Editor’s note: HP Labs researchers Kim Keeton and Brad Morrey give us an in-depth view of how an HP Labs technology is developed, and then is transferred to HP’s products.
By Principal Researcher Kim Keeton and Senior Research Scientist Brad Morrey, Intelligent Infrastructure Lab
On December 4 at HP Discover in Frankfurt, HP announced HP StoreAll with Express Query, a new storage product for archive data and object storage. StoreAll provides great scale (up to 1024 nodes and 16 petabytes of data) and low cost of storage (as low as $0.91/GB). Express Query adds a scalable metadata database that was developed by HP Labs. Express Query is integrated with StoreAll, to automatically capture and store file system attributes, like file size and last modified time. Additionally, Express Query allows users to tag files with custom attributes – for example, an animation studio could add attributes according to the movie title or content of the file (“penguin”). Users can later find files that match custom or system attributes efficiently, using a RESTful API. This “organization by search” capability allows users the flexibility to manage space, backup or tiering policies based on metadata stored in Express Query.

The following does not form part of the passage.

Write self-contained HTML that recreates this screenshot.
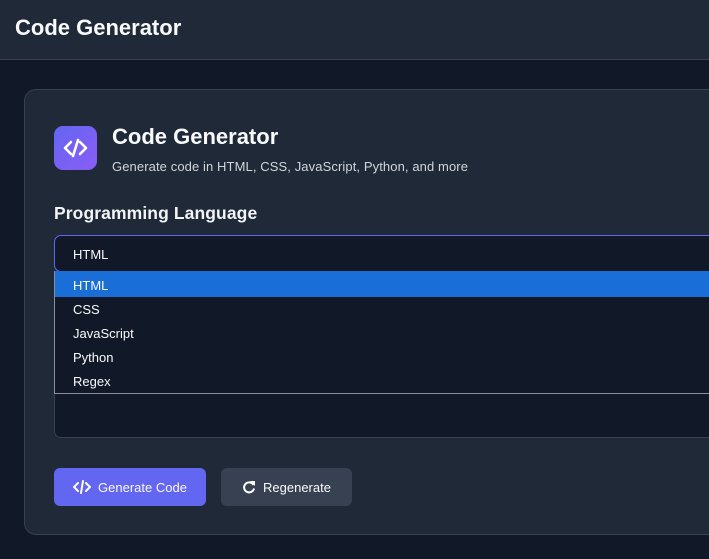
<!DOCTYPE html>
<html><head><style>
*{box-sizing:border-box;margin:0;padding:0}
body{width:709px;height:559px;overflow:hidden;background:#111827;font-family:"Liberation Sans",Arial,sans-serif;color:#f9fafb;position:relative}
.hdr{position:absolute;left:0;top:0;width:709px;height:60px;background:#1f2937;border-bottom:1px solid #374151}
.hdr h1{position:absolute;left:15px;top:15px;font-size:22px;font-weight:bold}
.card{position:absolute;left:24px;top:89px;width:720px;height:446px;background:#1f2937;border:1px solid #374151;border-radius:12px}
.ic{position:absolute;left:54px;top:126px;width:43px;height:44px;border-radius:9px;background:linear-gradient(135deg,#6366f1,#8b5cf6)}
.t{position:absolute;left:112px;top:124px;font-size:22px;font-weight:bold}
.s{position:absolute;left:112px;top:159px;font-size:13px;color:#d1d5db;letter-spacing:0.1px}
.l{position:absolute;left:54px;top:203px;font-size:17.5px;font-weight:bold;color:#f3f4f6;letter-spacing:0.1px}
.sel{position:absolute;left:54px;top:235px;width:680px;height:37px;border:1px solid #6366f1;border-radius:7px;background:#111827;font-size:13px;padding:11px 0 0 18px}
.ta{position:absolute;left:54px;top:270px;width:680px;height:168px;border:1px solid #374151;border-radius:7px;background:#111827}
.dd{position:absolute;left:54px;top:271px;width:680px;height:123px;background:#111827;border:1px solid #8a8f98;border-top:none}
.dd div{height:24px;font-size:13px;padding:5px 0 0 18px}
.dd .a{background:#1a6ed8;height:26px;padding-top:7px}
.b{position:absolute;top:468px;height:38px;border-radius:6px;font-size:13px;display:flex;align-items:center;justify-content:center;gap:7px}
</style></head><body>
<div class="hdr"><h1>Code Generator</h1></div>
<div class="card"></div>
<div class="ic"><svg width="43" height="44" viewBox="0 0 43 44"><path d="M17 16l-6 6 6 6M26 16l6 6-6 6M24 14l-5 16" stroke="#fff" stroke-width="2.6" fill="none" stroke-linecap="round" stroke-linejoin="round"/></svg></div>
<div class="t">Code Generator</div>
<div class="s">Generate code in HTML, CSS, JavaScript, Python, and more</div>
<div class="l">Programming Language</div>
<div class="ta"></div>
<div class="sel">HTML</div>
<div class="dd"><div class="a">HTML</div><div>CSS</div><div>JavaScript</div><div>Python</div><div>Regex</div></div>
<div class="b" style="left:54px;width:152px;background:#6366f1"><svg width="18" height="14" viewBox="0 0 18 14"><path d="M5 3L1 7l4 4M13 3l4 4-4 4M10 1L8 13" stroke="#fff" stroke-width="2" fill="none" stroke-linecap="round"/></svg>Generate Code</div>
<div class="b" style="left:221px;width:131px;background:#374151"><svg width="14" height="14" viewBox="0 0 14 14"><path d="M11.5 5A5 5 0 1 0 12 8.5" stroke="#fff" stroke-width="2" fill="none"/><path d="M8 1h5v5z" fill="#fff"/></svg>Regenerate</div>
</body></html>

Express Query is based on HP Labs’ research. Our early work in this space was aimed at managing the unstructured information in the enterprise. By extracting structured metadata from unstructured information like text documents and storing it in a centralized, searchable database, our goal was to enable new information management applications, particularly for knowledge workers and legal compliance. When our initial experiments found existing transactional and NoSQL databases lacking, we decided to develop our own database. The key requirements were the ability to ingest large amounts of data quickly with a scalable architecture, while simultaneously being able to satisfy a significant query workload, with the observation that queries to the ingested data could operate on slightly stale versions of that data.
We achieved these goals using a scalable, pipelined, distributed database that is optimized for high write throughput while requiring modest computation and I/O requirements. Its design decouples the update ingestion pipeline from the read query engine: updates flow through the pipeline, being sorted and merged in with older data, and queries operate by reading from the end of the pipeline, optionally reading data from earlier stages in the pipeline to obtain more up-to-date results. Individual stages of the pipeline can be parallelized independently, providing scalability. We used existing HP Labs technology developed in our group called DataSeries as the storage engine, because it uses in-memory indexes, data compression, and parallel reading and writing to reduce I/O requirements. In our 2012 EuroSys paper entitled “Trading Freshness for Performance in a Scalable Database”, we demonstrated that it was possible to trade off between the freshness of the query results and ingest performance in a controlled fashion, depending on the requirements of the use case.
As we finished our prototype, we realized that the technology was useful for applications beyond our initial use cases. Working with HP Storage, we identified the need for a metadata store for their scalable archive file and object offering, and saw a natural match. We hardened our research prototype, developed a query generator to translate RESTful API requests into efficient queries, and worked closely with worldwide HP Storage teams to build the ecosystem needed to release StoreAll.
Express Query works well in the context of StoreAll because it can keep up with the very large ingestion rates required from tracking all metadata operations in a scalable file system, and because it provides the engine to gain insight into what is in the system in ways that are not possible today. As a simple example, we compared running a Linux “find” command on a file system with 500 million files to find the small set (~2000) of files that were modified in the last 4 hours with the equivalent Express Query request. The find takes 42 hours, while with Express Query it only takes 1.4 seconds – roughly 100,000X faster! Express Query makes what was otherwise impractical, practical: users can interactively issue queries to understand what is occurring in their system.
Industry analysts have questioned HP’s ability to innovate from within. Our research experiences and partnership with HP Storage to build StoreAll with Express Query are proving them wrong. We look forward to finding future opportunities to leverage our research to provide further wins for HP.